-- BEGIN --

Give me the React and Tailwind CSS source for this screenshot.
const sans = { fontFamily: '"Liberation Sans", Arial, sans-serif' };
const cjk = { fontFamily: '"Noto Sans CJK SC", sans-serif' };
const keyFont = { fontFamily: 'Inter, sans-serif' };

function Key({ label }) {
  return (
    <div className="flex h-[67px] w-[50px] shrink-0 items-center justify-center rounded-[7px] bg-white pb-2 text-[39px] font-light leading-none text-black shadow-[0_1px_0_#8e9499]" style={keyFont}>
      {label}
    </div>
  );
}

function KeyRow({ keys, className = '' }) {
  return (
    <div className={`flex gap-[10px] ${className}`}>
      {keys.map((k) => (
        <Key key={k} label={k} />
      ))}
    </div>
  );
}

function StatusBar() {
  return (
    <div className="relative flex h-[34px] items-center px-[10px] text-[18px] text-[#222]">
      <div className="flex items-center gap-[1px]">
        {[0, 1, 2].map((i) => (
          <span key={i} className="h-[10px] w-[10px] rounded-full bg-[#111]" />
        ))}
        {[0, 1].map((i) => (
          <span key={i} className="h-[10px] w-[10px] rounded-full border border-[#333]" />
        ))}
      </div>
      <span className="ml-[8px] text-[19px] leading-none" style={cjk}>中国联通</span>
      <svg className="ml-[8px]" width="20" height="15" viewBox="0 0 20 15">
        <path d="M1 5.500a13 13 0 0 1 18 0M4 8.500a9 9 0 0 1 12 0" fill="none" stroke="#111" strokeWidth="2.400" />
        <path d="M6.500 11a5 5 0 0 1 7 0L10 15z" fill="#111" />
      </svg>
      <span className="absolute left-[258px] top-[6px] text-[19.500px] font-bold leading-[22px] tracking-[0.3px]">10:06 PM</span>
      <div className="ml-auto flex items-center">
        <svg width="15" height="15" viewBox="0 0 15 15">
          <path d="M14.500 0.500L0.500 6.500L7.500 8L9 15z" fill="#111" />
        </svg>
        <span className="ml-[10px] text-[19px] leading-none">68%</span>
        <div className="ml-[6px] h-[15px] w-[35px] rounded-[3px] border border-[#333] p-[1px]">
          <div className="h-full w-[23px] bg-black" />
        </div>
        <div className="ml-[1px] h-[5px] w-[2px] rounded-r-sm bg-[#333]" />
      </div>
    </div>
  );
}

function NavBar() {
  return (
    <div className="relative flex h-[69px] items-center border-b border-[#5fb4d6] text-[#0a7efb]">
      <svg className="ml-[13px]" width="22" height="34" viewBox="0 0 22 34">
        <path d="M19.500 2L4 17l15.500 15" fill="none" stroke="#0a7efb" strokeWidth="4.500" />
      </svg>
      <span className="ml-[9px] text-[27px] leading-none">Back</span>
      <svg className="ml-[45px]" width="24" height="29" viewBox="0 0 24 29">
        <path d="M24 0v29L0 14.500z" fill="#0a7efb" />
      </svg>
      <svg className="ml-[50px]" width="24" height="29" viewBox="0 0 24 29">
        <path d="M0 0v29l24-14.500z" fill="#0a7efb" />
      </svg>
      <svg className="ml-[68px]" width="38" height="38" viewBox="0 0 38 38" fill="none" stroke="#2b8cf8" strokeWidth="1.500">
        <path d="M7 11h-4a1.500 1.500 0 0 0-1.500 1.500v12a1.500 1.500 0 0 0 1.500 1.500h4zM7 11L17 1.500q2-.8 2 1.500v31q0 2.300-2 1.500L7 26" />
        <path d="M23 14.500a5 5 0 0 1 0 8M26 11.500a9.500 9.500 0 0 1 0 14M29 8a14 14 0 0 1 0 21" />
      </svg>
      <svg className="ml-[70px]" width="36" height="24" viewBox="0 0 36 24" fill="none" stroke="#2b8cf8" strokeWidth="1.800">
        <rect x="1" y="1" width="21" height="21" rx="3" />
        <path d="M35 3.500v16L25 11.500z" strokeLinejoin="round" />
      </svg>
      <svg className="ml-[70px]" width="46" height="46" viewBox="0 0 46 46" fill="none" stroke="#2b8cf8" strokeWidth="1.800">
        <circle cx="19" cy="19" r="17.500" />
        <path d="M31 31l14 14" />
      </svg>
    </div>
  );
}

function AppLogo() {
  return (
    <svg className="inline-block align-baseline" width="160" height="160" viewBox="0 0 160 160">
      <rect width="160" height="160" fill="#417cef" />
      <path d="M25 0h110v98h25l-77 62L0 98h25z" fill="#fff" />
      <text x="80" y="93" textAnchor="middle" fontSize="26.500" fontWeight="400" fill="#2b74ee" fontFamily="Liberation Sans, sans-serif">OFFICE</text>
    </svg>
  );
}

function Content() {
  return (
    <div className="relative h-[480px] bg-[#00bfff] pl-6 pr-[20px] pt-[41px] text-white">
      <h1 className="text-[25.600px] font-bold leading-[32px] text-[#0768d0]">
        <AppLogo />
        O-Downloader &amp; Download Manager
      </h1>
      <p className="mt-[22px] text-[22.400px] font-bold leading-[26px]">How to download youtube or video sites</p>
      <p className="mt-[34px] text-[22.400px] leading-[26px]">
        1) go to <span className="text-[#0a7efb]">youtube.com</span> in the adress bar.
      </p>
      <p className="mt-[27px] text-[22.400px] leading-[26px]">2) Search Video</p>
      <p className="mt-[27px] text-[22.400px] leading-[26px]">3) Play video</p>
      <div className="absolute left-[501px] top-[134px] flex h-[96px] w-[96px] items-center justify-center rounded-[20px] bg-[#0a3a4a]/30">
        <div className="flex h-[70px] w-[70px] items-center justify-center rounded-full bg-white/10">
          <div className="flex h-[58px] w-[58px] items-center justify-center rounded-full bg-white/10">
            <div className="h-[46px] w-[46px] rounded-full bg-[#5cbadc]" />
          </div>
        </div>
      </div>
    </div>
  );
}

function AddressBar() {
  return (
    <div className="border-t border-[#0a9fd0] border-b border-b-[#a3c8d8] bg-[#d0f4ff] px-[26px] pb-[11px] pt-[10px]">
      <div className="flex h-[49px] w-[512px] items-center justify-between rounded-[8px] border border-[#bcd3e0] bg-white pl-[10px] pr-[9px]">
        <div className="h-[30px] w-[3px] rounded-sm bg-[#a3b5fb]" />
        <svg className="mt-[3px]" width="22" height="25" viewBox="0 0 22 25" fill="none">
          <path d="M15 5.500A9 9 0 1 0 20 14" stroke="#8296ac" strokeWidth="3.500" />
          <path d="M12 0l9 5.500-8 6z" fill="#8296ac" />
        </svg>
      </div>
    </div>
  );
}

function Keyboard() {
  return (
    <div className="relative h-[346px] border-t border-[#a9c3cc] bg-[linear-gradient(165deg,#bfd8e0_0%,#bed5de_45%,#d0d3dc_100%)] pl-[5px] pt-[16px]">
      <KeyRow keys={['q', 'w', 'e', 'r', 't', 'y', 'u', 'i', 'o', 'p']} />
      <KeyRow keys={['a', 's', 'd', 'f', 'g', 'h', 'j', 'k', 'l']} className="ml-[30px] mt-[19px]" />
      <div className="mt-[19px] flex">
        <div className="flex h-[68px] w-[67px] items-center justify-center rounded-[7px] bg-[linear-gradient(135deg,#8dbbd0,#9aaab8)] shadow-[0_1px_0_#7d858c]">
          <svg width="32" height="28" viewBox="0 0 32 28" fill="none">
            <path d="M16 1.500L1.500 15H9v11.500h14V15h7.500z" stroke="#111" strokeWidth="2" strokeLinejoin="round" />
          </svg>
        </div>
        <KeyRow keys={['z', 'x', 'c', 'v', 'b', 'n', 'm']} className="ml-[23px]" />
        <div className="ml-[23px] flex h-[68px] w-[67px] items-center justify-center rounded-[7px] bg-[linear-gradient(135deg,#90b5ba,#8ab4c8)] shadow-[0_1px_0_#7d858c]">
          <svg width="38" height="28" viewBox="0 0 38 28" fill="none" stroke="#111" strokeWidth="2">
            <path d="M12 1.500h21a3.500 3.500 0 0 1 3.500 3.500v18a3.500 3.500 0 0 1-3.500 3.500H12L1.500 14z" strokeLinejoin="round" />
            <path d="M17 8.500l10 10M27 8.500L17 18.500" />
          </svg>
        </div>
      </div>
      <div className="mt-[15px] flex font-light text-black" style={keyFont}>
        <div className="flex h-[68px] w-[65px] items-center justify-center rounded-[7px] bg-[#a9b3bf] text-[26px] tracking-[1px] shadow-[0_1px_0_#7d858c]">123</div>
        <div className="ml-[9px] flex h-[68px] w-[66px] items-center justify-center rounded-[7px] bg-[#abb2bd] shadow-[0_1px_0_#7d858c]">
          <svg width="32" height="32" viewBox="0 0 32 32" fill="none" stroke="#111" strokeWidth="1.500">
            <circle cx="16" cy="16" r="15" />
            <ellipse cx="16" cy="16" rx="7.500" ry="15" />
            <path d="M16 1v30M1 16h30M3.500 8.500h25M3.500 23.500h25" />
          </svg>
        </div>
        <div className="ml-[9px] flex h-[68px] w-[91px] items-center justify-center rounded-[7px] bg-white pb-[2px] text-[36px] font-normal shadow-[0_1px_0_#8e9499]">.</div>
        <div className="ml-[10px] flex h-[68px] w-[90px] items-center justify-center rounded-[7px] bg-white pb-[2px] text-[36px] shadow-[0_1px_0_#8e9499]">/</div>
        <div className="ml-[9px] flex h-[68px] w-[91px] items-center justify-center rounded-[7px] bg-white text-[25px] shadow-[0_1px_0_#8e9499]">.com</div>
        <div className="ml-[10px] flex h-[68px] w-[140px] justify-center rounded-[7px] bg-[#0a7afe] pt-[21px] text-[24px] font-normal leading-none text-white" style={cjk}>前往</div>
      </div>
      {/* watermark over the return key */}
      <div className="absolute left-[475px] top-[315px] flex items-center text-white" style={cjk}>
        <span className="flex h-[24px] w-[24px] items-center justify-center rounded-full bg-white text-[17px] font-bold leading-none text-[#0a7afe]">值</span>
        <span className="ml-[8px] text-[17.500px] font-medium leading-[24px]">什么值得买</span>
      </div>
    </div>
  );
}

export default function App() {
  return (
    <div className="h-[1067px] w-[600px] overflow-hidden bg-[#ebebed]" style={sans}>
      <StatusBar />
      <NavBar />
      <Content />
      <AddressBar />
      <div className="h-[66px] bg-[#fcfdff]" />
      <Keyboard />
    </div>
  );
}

-- END --

Reproduce only the lines from the top of the material through the one bearing "fontFamily: 'Inter, sans-serif'", each exactly as it stands.

• **Exercise output**
Give me the React and Tailwind CSS source for this screenshot.
const sans = { fontFamily: '"Liberation Sans", Arial, sans-serif' };
const cjk = { fontFamily: '"Noto Sans CJK SC", sans-serif' };
const keyFont = { fontFamily: 'Inter, sans-serif' };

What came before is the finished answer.